The task: Pictures within the data are to be left out; everything else must be reproduced exactly.

Available data:
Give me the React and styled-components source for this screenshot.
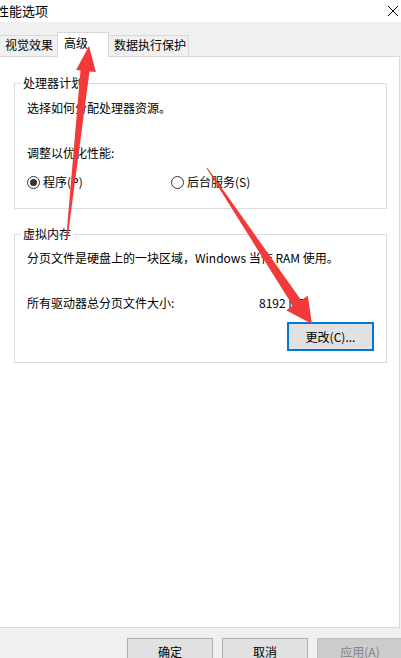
import React from 'react';
import styled, { createGlobalStyle } from 'styled-components';

const GlobalStyle = createGlobalStyle`
  html, body {
    margin: 0;
    padding: 0;
    background: #f0f0f0;
    overflow: hidden;
  }
`;

const Window = styled.div`
  position: relative;
  width: 401px;
  height: 658px;
  overflow: hidden;
  background: #f0f0f0;
  display: flex;
  flex-direction: column;
  font-family: "Noto Sans CJK SC", "Noto Sans", sans-serif;
  font-size: 12px;
  color: #000;
`;

const TitleBar = styled.div`
  height: 22px;
  flex: none;
  background: #fff;
  display: flex;
  align-items: center;
  justify-content: space-between;
  padding-right: 2px;
`;

const Title = styled.span`
  font-size: 13px;
  line-height: 20px;
  margin-left: -4px;
`;

const TabStrip = styled.div`
  height: 34px;
  flex: none;
  display: flex;
  align-items: flex-end;
  margin-left: -1px;
  position: relative;
  z-index: 1;
`;

const Tab = styled.div`
  box-sizing: border-box;
  width: ${p => p.$width}px;
  height: ${p => (p.$active ? 25 : 21)}px;
  margin-bottom: ${p => (p.$active ? -1 : 0)}px;
  padding: ${p => (p.$active ? '1px 0 0 6px' : '0 0 0 5px')};
  background: ${p => (p.$active ? '#fff' : '#f0f0f0')};
  border: 1px solid #d9d9d9;
  border-bottom: none;
  border-left-width: ${p => (p.$noLeft ? 0 : 1)}px;
  border-right-width: ${p => (p.$noRight ? 0 : 1)}px;
  line-height: 18px;
  white-space: nowrap;
`;

const Panel = styled.div`
  box-sizing: border-box;
  height: 572px;
  width: 401px;
  flex: none;
  margin-left: -1px;
  background: #fff;
  border: 1px solid #d9d9d9;
  padding: 18px 0 0 14px;
  display: flex;
  flex-direction: column;
  gap: 17px;
`;

const Group = styled.fieldset`
  box-sizing: border-box;
  width: 373px;
  margin: 0;
  padding: ${p => p.$padding};
  border: 1px solid #dcdcdc;
  min-inline-size: 0;
`;

const Legend = styled.legend`
  padding: 0 2px;
  margin-left: -6px;
  line-height: 16px;
`;

const Line = styled.div`
  line-height: 16px;
  white-space: nowrap;
  margin-top: ${p => p.$gap || 0}px;
`;

const RadioRow = styled.div`
  display: grid;
  grid-template-columns: 144px auto;
  margin-top: 13px;
  line-height: 16px;
`;

const RadioLabel = styled.label`
  display: flex;
  align-items: center;
  gap: 3px;
  white-space: nowrap;
`;

const RadioDot = styled.span`
  box-sizing: border-box;
  width: 13px;
  height: 13px;
  border: 1px solid #333;
  border-radius: 50%;
  display: flex;
  align-items: center;
  justify-content: center;

  &::after {
    content: '';
    width: 7px;
    height: 7px;
    border-radius: 50%;
    background: ${p => (p.$checked ? '#333' : 'transparent')};
  }
`;

const SizeRow = styled.div`
  display: grid;
  grid-template-columns: 232px auto;
  line-height: 16px;
  margin-top: 29px;
`;

const ButtonRow = styled.div`
  display: flex;
  justify-content: flex-end;
  margin-top: 11px;
`;

const Button = styled.button`
  box-sizing: border-box;
  width: ${p => p.$width || 86}px;
  height: ${p => p.$height || 26}px;
  padding: 0;
  font: inherit;
  font-size: 12px;
  color: ${p => (p.$disabled ? '#838383' : '#000')};
  background: ${p => (p.$disabled ? '#cccccc' : '#e1e1e1')};
  border: ${p => (p.$focused ? '2px solid #0078d7' : `1px solid ${p.$disabled ? '#bfbfbf' : '#adadad'}`)};
  border-radius: 0;
`;

const Footer = styled.div`
  flex: none;
  display: flex;
  justify-content: flex-end;
  gap: 9px;
  padding-top: 10px;
  margin-right: -2px;
`;

const Annotation = styled.svg`
  position: absolute;
  left: 0;
  top: 0;
  width: 401px;
  height: 658px;
  pointer-events: none;
  z-index: 5;
`;

function CloseIcon() {
  return (
    <svg width="12" height="12" viewBox="0 0 12 12">
      <path d="M1 1 L11 11 M11 1 L1 11" stroke="#000" strokeWidth="1" fill="none" />
    </svg>
  );
}

export default function App() {
  return (
    <>
      <GlobalStyle />
      <Window>
        <TitleBar>
          <Title>性能选项</Title>
          <CloseIcon />
        </TitleBar>

        <TabStrip>
          <Tab $width={58} $noRight>视觉效果</Tab>
          <Tab $width={52} $active>高级</Tab>
          <Tab $width={80} $noLeft>数据执行保护</Tab>
        </TabStrip>

        <Panel>
          <Group $padding="9px 12px 18px 12px">
            <Legend>处理器计划</Legend>
            <Line>选择如何分配处理器资源。</Line>
            <Line $gap={29}>调整以优化性能:</Line>
            <RadioRow>
              <RadioLabel>
                <RadioDot $checked />
                程序(P)
              </RadioLabel>
              <RadioLabel>
                <RadioDot />
                后台服务(S)
              </RadioLabel>
            </RadioRow>
          </Group>

          <Group $padding="8px 12px 11px 12px">
            <Legend>虚拟内存</Legend>
            <Line>分页文件是硬盘上的一块区域，Windows 当作 RAM 使用。</Line>
            <SizeRow>
              <span>所有驱动器总分页文件大小:</span>
              <span>8192 MB</span>
            </SizeRow>
            <ButtonRow>
              <Button $width={87} $height={29} $focused>更改(C)...</Button>
            </ButtonRow>
          </Group>
        </Panel>

        <Footer>
          <Button>确定</Button>
          <Button>取消</Button>
          <Button $disabled>应用(A)</Button>
        </Footer>

        <Annotation viewBox="0 0 401 658">
          <polygon
            fill="#f33a3a"
            points="89,46 95.9,72.1 89.5,71.5 67.7,237.1 66.3,236.9 80.5,70.5 76.1,69.9"
          />
          <polygon
            fill="#f33a3a"
            points="312,324 307.8,295.8 301.2,300.2 207.4,167.7 206.6,168.3 292.8,305.8 286.2,310.2"
          />
        </Annotation>
      </Window>
    </>
  );
}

Reply:
Give me the React and styled-components source for this screenshot.
import React from 'react';
import styled, { createGlobalStyle } from 'styled-components';

const GlobalStyle = createGlobalStyle`
  html, body {
    margin: 0;
    padding: 0;
    background: #f0f0f0;
    overflow: hidden;
  }
`;

const Window = styled.div`
  position: relative;
  width: 401px;
  height: 658px;
  overflow: hidden;
  background: #f0f0f0;
  display: flex;
  flex-direction: column;
  font-family: "Noto Sans CJK SC", "Noto Sans", sans-serif;
  font-size: 12px;
  color: #000;
`;

const TitleBar = styled.div`
  height: 22px;
  flex: none;
  background: #fff;
  display: flex;
  align-items: center;
  justify-content: space-between;
  padding-right: 2px;
`;

const Title = styled.span`
  font-size: 13px;
  line-height: 20px;
  margin-left: -4px;
`;

const TabStrip = styled.div`
  height: 34px;
  flex: none;
  display: flex;
  align-items: flex-end;
  margin-left: -1px;
  position: relative;
  z-index: 1;
`;

const Tab = styled.div`
  box-sizing: border-box;
  width: ${p => p.$width}px;
  height: ${p => (p.$active ? 25 : 21)}px;
  margin-bottom: ${p => (p.$active ? -1 : 0)}px;
  padding: ${p => (p.$active ? '1px 0 0 6px' : '0 0 0 5px')};
  background: ${p => (p.$active ? '#fff' : '#f0f0f0')};
  border: 1px solid #d9d9d9;
  border-bottom: none;
  border-left-width: ${p => (p.$noLeft ? 0 : 1)}px;
  border-right-width: ${p => (p.$noRight ? 0 : 1)}px;
  line-height: 18px;
  white-space: nowrap;
`;

const Panel = styled.div`
  box-sizing: border-box;
  height: 572px;
  width: 401px;
  flex: none;
  margin-left: -1px;
  background: #fff;
  border: 1px solid #d9d9d9;
  padding: 18px 0 0 14px;
  display: flex;
  flex-direction: column;
  gap: 17px;
`;

const Group = styled.fieldset`
  box-sizing: border-box;
  width: 373px;
  margin: 0;
  padding: ${p => p.$padding};
  border: 1px solid #dcdcdc;
  min-inline-size: 0;
`;

const Legend = styled.legend`
  padding: 0 2px;
  margin-left: -6px;
  line-height: 16px;
`;

const Line = styled.div`
  line-height: 16px;
  white-space: nowrap;
  margin-top: ${p => p.$gap || 0}px;
`;

const RadioRow = styled.div`
  display: grid;
  grid-template-columns: 144px auto;
  margin-top: 13px;
  line-height: 16px;
`;

const RadioLabel = styled.label`
  display: flex;
  align-items: center;
  gap: 3px;
  white-space: nowrap;
`;

const RadioDot = styled.span`
  box-sizing: border-box;
  width: 13px;
  height: 13px;
  border: 1px solid #333;
  border-radius: 50%;
  display: flex;
  align-items: center;
  justify-content: center;

  &::after {
    content: '';
    width: 7px;
    height: 7px;
    border-radius: 50%;
    background: ${p => (p.$checked ? '#333' : 'transparent')};
  }
`;

const SizeRow = styled.div`
  display: grid;
  grid-template-columns: 232px auto;
  line-height: 16px;
  margin-top: 29px;
`;

const ButtonRow = styled.div`
  display: flex;
  justify-content: flex-end;
  margin-top: 11px;
`;

const Button = styled.button`
  box-sizing: border-box;
  width: ${p => p.$width || 86}px;
  height: ${p => p.$height || 26}px;
  padding: 0;
  font: inherit;
  font-size: 12px;
  color: ${p => (p.$disabled ? '#838383' : '#000')};
  background: ${p => (p.$disabled ? '#cccccc' : '#e1e1e1')};
  border: ${p => (p.$focused ? '2px solid #0078d7' : `1px solid ${p.$disabled ? '#bfbfbf' : '#adadad'}`)};
  border-radius: 0;
`;

const Footer = styled.div`
  flex: none;
  display: flex;
  justify-content: flex-end;
  gap: 9px;
  padding-top: 10px;
  margin-right: -2px;
`;

const Annotation = styled.svg`
  position: absolute;
  left: 0;
  top: 0;
  width: 401px;
  height: 658px;
  pointer-events: none;
  z-index: 5;
`;

function CloseIcon() {
  return (
    <svg width="12" height="12" viewBox="0 0 12 12">
      <path d="M1 1 L11 11 M11 1 L1 11" stroke="#000" strokeWidth="1" fill="none" />
    </svg>
  );
}

export default function App() {
  return (
    <>
      <GlobalStyle />
      <Window>
        <TitleBar>
          <Title>性能选项</Title>
          <CloseIcon />
        </TitleBar>

        <TabStrip>
          <Tab $width={58} $noRight>视觉效果</Tab>
          <Tab $width={52} $active>高级</Tab>
          <Tab $width={80} $noLeft>数据执行保护</Tab>
        </TabStrip>

        <Panel>
          <Group $padding="9px 12px 18px 12px">
            <Legend>处理器计划</Legend>
            <Line>选择如何分配处理器资源。</Line>
            <Line $gap={29}>调整以优化性能:</Line>
            <RadioRow>
              <RadioLabel>
                <RadioDot $checked />
                程序(P)
              </RadioLabel>
              <RadioLabel>
                <RadioDot />
                后台服务(S)
              </RadioLabel>
            </RadioRow>
          </Group>

          <Group $padding="8px 12px 11px 12px">
            <Legend>虚拟内存</Legend>
            <Line>分页文件是硬盘上的一块区域，Windows 当作 RAM 使用。</Line>
            <SizeRow>
              <span>所有驱动器总分页文件大小:</span>
              <span>8192 MB</span>
            </SizeRow>
            <ButtonRow>
              <Button $width={87} $height={29} $focused>更改(C)...</Button>
            </ButtonRow>
          </Group>
        </Panel>

        <Footer>
          <Button>确定</Button>
          <Button>取消</Button>
          <Button $disabled>应用(A)</Button>
        </Footer>

        <Annotation viewBox="0 0 401 658">
          <polygon
            fill="#f33a3a"
            points="89,46 95.9,72.1 89.5,71.5 67.7,237.1 66.3,236.9 80.5,70.5 76.1,69.9"
          />
          <polygon
            fill="#f33a3a"
            points="312,324 307.8,295.8 301.2,300.2 207.4,167.7 206.6,168.3 292.8,305.8 286.2,310.2"
          />
        </Annotation>
      </Window>
    </>
  );
}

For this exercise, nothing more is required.